> [WHAT THE EXERCISE ASKS]: Can you pull out each line of the data below that includes the word "with"?

▬▬▬▬▬▬▬▬▬▬

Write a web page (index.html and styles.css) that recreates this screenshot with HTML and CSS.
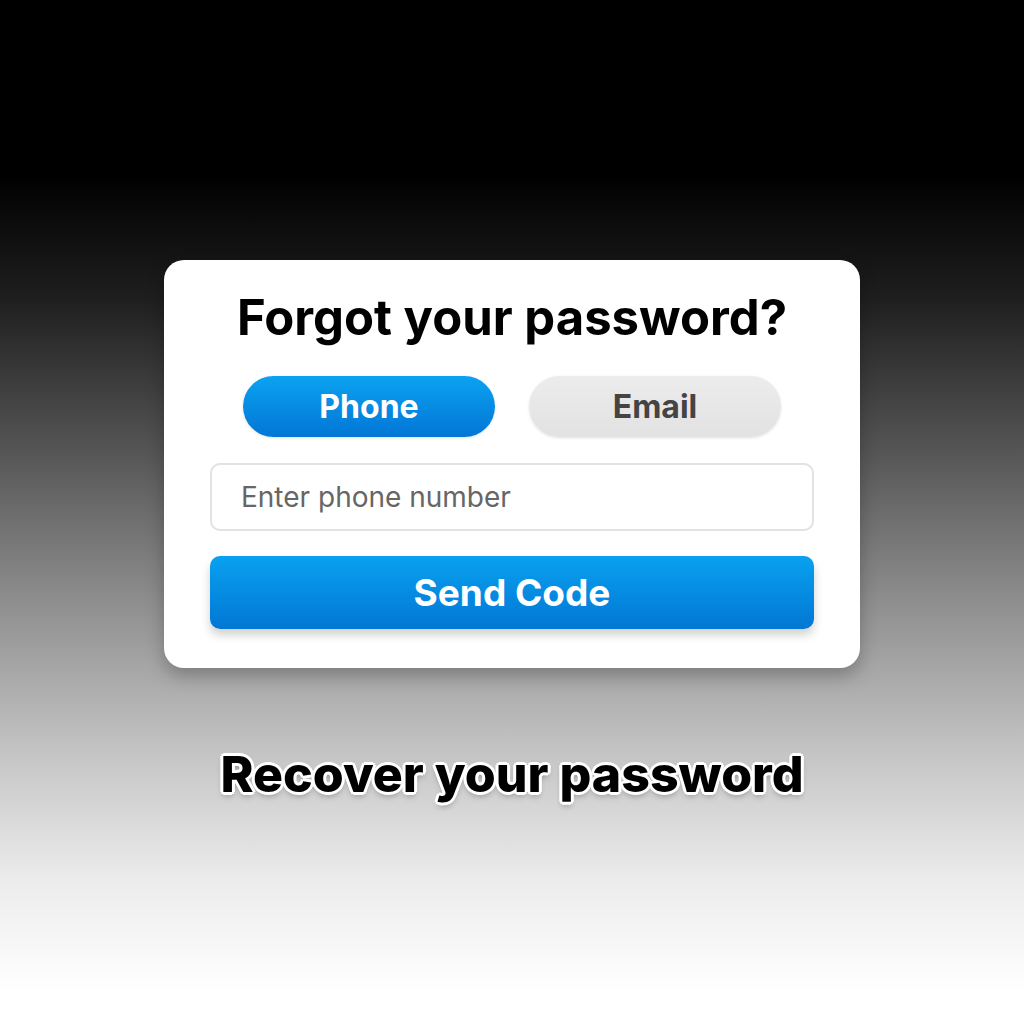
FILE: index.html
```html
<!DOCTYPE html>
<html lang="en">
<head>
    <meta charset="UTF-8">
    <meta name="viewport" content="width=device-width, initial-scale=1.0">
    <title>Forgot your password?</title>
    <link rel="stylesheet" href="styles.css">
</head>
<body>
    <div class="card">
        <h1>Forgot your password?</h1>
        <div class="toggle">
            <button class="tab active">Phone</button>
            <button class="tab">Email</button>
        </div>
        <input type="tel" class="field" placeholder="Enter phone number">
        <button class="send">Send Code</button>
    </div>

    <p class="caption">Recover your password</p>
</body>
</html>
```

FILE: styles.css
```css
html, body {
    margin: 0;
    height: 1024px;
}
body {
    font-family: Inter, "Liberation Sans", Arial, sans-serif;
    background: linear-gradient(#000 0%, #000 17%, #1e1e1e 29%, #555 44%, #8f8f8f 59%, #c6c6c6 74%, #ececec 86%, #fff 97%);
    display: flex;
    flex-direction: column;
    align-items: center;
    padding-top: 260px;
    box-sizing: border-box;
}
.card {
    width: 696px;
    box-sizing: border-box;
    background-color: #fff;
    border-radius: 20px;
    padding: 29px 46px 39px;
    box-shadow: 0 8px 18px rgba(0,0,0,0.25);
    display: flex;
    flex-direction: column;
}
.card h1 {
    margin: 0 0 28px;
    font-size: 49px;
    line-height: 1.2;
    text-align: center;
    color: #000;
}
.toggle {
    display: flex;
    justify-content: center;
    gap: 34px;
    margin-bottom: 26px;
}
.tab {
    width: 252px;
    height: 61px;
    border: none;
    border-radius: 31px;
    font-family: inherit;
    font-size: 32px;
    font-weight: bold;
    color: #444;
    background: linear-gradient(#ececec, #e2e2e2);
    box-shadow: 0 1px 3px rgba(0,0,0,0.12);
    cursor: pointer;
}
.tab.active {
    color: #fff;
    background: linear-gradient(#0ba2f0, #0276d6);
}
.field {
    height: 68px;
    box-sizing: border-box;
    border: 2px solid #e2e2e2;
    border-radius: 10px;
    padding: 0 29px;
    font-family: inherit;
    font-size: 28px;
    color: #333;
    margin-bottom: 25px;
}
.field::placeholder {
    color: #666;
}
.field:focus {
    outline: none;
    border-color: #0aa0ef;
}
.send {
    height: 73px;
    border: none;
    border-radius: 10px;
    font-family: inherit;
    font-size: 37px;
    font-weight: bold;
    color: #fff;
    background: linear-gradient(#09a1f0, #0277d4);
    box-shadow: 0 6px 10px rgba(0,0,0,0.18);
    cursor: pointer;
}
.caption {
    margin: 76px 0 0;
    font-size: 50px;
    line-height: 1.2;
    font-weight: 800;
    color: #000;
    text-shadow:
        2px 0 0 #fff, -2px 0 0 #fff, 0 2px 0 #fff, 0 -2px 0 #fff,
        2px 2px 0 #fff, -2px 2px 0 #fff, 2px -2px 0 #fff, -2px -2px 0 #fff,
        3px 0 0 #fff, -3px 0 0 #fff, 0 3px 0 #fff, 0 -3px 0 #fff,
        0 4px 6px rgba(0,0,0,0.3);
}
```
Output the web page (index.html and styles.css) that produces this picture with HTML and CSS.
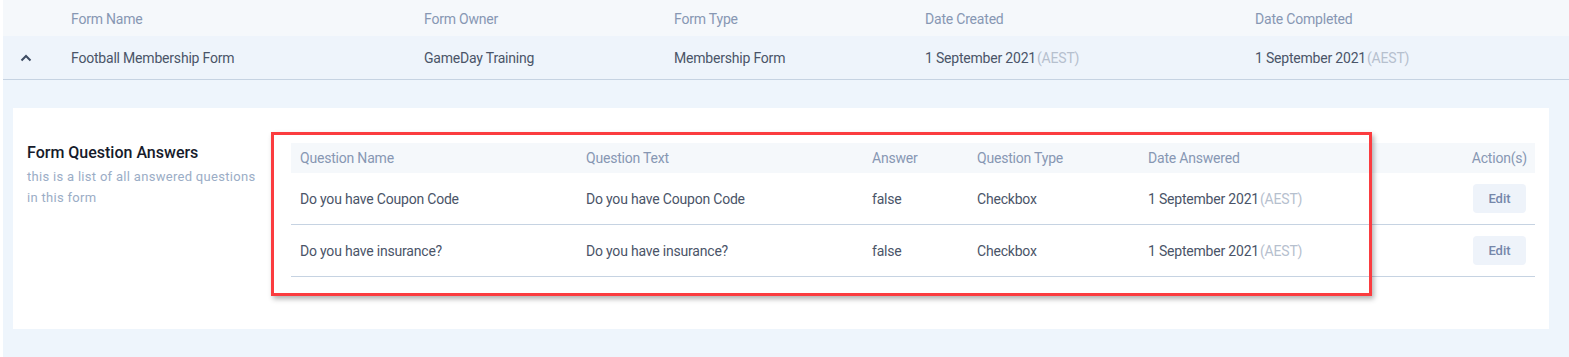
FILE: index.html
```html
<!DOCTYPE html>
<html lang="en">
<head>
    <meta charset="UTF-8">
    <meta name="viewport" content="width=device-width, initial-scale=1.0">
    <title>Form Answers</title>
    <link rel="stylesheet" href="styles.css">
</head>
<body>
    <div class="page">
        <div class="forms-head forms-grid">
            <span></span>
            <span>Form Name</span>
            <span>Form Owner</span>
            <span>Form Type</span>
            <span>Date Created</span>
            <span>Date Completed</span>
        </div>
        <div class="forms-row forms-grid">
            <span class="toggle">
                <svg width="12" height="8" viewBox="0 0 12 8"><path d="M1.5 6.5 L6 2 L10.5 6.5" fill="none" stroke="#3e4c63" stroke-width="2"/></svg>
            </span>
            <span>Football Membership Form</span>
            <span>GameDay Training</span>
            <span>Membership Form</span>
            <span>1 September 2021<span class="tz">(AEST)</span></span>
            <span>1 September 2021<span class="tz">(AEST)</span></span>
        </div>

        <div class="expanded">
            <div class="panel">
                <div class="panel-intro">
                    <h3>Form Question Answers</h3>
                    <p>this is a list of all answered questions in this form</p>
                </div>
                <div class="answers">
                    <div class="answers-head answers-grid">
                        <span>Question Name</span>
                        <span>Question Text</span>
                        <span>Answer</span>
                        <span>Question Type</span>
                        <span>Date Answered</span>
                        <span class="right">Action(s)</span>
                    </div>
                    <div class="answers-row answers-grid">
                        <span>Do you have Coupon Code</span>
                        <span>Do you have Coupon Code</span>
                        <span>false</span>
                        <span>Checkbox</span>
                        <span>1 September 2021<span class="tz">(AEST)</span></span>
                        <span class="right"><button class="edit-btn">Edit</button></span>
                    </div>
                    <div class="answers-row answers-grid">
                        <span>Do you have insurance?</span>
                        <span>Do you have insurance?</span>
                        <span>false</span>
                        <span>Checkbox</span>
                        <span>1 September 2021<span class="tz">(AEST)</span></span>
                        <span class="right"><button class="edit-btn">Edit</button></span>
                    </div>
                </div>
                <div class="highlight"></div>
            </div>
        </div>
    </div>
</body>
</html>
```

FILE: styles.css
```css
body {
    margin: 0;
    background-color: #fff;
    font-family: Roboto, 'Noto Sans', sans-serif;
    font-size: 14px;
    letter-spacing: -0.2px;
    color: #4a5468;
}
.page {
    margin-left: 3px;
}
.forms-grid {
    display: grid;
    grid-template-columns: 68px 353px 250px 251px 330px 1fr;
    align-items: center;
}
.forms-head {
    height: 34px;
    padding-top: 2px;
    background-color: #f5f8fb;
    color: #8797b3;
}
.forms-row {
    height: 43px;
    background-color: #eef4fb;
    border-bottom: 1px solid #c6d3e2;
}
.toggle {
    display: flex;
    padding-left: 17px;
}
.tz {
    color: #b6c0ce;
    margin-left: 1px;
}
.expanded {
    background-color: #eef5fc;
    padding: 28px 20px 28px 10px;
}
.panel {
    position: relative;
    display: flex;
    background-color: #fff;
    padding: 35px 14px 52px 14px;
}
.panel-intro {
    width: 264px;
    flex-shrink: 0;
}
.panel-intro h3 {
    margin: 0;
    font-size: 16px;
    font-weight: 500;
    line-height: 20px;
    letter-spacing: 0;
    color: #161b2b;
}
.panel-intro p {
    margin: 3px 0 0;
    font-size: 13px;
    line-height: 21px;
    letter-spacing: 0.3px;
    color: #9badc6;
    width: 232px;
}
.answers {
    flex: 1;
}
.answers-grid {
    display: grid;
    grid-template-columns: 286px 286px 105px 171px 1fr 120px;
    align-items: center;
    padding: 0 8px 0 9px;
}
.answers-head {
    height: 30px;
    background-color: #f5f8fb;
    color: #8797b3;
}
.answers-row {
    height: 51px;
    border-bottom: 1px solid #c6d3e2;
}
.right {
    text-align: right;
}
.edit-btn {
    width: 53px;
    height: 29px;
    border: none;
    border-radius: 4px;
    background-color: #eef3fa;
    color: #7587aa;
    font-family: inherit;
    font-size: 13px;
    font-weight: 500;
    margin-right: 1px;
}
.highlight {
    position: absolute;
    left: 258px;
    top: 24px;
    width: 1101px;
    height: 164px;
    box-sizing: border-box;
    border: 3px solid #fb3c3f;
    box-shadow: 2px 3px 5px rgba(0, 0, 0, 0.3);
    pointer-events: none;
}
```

▬▬▬▬▬▬▬▬▬▬

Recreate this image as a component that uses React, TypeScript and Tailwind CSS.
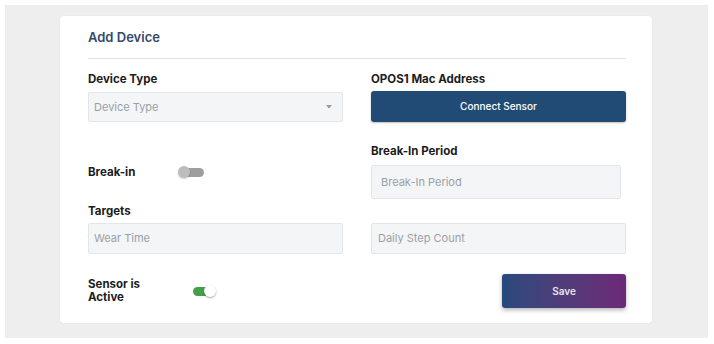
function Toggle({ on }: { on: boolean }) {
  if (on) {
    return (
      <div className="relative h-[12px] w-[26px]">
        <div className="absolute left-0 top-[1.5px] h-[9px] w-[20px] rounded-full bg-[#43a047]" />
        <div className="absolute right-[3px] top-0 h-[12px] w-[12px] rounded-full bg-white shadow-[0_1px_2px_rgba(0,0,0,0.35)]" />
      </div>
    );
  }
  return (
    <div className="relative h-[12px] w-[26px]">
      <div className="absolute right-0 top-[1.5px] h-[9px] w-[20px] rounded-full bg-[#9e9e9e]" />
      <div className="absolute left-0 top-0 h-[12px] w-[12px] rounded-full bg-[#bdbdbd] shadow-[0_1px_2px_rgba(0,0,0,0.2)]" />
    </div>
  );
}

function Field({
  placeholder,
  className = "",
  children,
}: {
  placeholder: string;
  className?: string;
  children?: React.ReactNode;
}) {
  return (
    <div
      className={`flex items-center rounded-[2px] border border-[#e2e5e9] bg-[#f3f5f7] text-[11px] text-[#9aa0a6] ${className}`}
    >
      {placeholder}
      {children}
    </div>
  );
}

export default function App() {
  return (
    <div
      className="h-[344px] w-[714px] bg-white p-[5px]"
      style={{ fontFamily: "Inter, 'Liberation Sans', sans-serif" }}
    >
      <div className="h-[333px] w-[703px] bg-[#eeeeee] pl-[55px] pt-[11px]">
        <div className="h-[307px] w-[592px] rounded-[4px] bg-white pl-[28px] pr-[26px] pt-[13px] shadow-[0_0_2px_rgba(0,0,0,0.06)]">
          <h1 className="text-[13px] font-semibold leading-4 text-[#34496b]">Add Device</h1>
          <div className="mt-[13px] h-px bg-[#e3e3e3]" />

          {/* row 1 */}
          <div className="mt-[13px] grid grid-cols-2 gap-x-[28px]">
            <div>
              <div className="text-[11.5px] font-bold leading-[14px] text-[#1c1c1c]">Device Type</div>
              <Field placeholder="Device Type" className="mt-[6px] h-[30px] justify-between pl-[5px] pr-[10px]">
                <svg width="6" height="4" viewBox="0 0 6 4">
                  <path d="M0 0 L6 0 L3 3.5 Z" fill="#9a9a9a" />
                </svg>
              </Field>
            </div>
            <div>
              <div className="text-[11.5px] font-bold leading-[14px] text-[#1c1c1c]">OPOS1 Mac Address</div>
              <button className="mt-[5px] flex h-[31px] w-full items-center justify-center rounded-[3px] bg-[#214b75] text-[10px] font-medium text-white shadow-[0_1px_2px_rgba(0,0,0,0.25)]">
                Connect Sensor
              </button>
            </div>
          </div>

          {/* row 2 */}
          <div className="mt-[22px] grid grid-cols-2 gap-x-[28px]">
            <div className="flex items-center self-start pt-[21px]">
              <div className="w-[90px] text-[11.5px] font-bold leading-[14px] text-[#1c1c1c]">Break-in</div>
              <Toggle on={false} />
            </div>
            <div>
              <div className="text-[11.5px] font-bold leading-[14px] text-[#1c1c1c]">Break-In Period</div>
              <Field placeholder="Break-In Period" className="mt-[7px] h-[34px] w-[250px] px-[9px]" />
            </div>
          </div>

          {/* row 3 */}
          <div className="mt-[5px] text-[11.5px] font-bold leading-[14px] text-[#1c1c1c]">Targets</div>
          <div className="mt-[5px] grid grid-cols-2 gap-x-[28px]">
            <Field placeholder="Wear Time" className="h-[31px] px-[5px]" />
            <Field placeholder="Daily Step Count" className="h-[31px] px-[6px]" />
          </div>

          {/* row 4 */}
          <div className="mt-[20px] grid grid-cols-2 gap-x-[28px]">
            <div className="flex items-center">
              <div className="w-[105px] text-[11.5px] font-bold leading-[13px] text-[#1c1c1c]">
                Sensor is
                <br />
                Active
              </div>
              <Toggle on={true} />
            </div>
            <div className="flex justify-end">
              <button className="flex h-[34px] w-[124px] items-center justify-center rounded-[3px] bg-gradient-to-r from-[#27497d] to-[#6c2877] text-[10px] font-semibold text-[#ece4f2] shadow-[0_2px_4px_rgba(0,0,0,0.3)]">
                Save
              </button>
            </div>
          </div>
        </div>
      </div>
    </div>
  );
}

▬▬▬▬▬▬▬▬▬▬

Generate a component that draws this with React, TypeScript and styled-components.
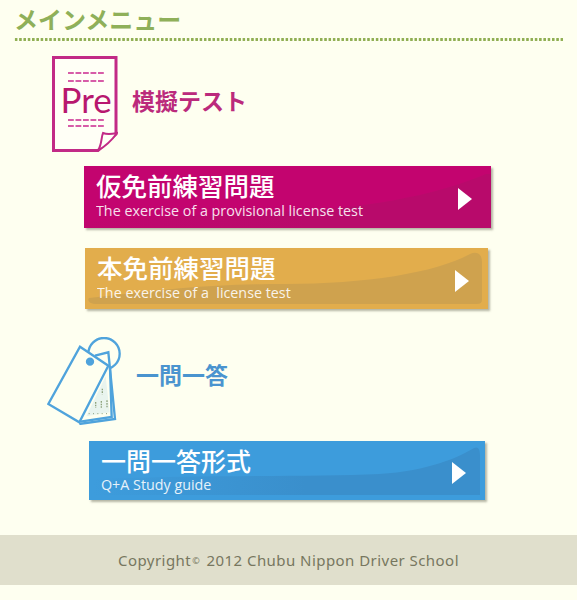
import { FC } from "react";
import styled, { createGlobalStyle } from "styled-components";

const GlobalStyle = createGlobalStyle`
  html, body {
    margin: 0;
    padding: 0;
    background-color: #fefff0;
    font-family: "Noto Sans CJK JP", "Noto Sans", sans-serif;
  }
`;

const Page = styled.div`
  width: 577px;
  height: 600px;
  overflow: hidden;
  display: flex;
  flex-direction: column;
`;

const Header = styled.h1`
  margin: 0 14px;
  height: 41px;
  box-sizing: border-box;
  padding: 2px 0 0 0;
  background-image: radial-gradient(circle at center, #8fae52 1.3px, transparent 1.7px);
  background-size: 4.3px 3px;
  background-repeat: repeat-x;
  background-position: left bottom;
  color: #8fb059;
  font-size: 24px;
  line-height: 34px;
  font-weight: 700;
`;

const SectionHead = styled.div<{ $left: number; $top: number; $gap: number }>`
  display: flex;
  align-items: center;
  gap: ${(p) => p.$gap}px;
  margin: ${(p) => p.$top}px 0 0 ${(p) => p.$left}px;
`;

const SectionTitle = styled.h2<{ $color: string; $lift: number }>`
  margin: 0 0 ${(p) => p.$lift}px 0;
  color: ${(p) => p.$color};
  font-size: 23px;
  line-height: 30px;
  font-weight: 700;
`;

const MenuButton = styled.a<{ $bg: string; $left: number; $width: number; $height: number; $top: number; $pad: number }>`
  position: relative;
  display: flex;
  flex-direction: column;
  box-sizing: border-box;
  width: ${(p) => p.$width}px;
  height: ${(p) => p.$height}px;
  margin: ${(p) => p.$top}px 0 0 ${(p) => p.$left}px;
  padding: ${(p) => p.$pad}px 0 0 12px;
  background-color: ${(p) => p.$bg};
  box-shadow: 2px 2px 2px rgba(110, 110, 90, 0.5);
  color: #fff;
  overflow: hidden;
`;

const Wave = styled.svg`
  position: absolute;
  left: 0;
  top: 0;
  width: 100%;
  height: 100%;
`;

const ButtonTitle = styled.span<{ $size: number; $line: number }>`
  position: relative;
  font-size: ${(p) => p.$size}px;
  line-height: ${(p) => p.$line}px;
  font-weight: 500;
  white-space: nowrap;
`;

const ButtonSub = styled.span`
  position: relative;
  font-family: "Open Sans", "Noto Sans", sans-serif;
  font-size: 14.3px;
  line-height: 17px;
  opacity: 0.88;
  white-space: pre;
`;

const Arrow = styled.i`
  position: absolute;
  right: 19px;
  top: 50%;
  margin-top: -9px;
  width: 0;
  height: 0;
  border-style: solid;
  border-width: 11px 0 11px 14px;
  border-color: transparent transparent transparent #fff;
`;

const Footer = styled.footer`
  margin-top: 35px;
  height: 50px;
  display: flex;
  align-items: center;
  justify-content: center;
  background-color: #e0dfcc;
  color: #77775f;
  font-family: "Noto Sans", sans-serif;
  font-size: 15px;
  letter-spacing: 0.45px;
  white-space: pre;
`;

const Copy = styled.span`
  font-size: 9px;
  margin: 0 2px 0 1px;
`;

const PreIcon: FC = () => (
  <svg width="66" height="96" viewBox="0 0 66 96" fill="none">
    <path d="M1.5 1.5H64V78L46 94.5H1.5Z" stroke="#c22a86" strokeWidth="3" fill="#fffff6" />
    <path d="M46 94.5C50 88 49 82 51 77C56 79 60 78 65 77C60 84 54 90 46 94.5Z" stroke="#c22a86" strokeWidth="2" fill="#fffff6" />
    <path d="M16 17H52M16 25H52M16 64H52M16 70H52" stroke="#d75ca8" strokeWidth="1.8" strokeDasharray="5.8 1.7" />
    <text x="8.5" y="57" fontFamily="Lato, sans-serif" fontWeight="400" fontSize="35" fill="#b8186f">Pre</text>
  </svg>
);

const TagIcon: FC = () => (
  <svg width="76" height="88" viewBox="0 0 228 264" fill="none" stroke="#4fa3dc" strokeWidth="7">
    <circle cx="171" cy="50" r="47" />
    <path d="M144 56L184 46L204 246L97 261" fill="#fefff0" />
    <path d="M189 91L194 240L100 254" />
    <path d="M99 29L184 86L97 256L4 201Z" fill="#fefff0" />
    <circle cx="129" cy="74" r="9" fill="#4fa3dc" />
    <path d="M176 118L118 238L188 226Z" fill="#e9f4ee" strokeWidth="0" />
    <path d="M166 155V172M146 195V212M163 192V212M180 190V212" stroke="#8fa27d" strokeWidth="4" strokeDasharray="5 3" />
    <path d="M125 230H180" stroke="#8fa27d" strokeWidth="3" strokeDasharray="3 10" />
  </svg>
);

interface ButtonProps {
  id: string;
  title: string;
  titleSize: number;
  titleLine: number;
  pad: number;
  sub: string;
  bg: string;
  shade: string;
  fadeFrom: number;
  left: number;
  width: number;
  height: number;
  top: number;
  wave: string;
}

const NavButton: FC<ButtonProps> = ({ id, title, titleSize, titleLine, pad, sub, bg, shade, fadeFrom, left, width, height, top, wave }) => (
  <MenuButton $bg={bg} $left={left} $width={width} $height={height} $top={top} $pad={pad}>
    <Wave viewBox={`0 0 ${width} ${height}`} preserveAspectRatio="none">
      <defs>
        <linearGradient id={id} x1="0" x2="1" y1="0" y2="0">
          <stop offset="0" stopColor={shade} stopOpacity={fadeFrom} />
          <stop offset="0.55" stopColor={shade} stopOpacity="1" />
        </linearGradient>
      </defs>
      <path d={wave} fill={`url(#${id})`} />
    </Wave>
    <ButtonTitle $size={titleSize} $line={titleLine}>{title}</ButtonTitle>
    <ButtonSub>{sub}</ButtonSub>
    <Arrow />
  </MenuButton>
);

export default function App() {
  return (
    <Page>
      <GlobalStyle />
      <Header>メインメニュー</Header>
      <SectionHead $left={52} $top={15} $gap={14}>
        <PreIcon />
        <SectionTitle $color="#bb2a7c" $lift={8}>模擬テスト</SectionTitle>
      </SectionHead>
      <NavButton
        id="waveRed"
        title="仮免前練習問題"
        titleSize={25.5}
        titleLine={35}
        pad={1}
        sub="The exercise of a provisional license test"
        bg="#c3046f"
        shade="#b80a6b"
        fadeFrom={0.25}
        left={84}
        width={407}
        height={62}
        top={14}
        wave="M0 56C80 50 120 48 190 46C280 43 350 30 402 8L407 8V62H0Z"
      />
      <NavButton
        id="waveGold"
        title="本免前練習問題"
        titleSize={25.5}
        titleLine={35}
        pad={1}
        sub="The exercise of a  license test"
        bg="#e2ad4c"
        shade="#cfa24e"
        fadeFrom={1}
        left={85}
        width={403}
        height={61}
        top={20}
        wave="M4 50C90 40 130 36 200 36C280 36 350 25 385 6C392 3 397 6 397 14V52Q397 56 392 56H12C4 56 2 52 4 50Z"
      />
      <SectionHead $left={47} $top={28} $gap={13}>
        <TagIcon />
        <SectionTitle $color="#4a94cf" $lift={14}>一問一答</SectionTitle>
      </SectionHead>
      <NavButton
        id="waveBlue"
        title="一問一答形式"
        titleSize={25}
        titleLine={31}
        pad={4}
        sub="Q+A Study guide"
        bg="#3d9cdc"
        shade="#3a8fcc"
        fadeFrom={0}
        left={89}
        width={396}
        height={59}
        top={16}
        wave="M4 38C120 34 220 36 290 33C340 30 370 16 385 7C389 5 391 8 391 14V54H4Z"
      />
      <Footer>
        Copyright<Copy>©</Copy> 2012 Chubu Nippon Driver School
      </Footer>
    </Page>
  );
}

▬▬▬▬▬▬▬▬▬▬

> [WRITTEN RESPONSE]:
Write a web page (index.html and styles.css) that recreates this screenshot with HTML and CSS.
Output the web page (index.html and styles.css) that produces this picture with HTML and CSS.
Generate a component that draws this with React, TypeScript and styled-components.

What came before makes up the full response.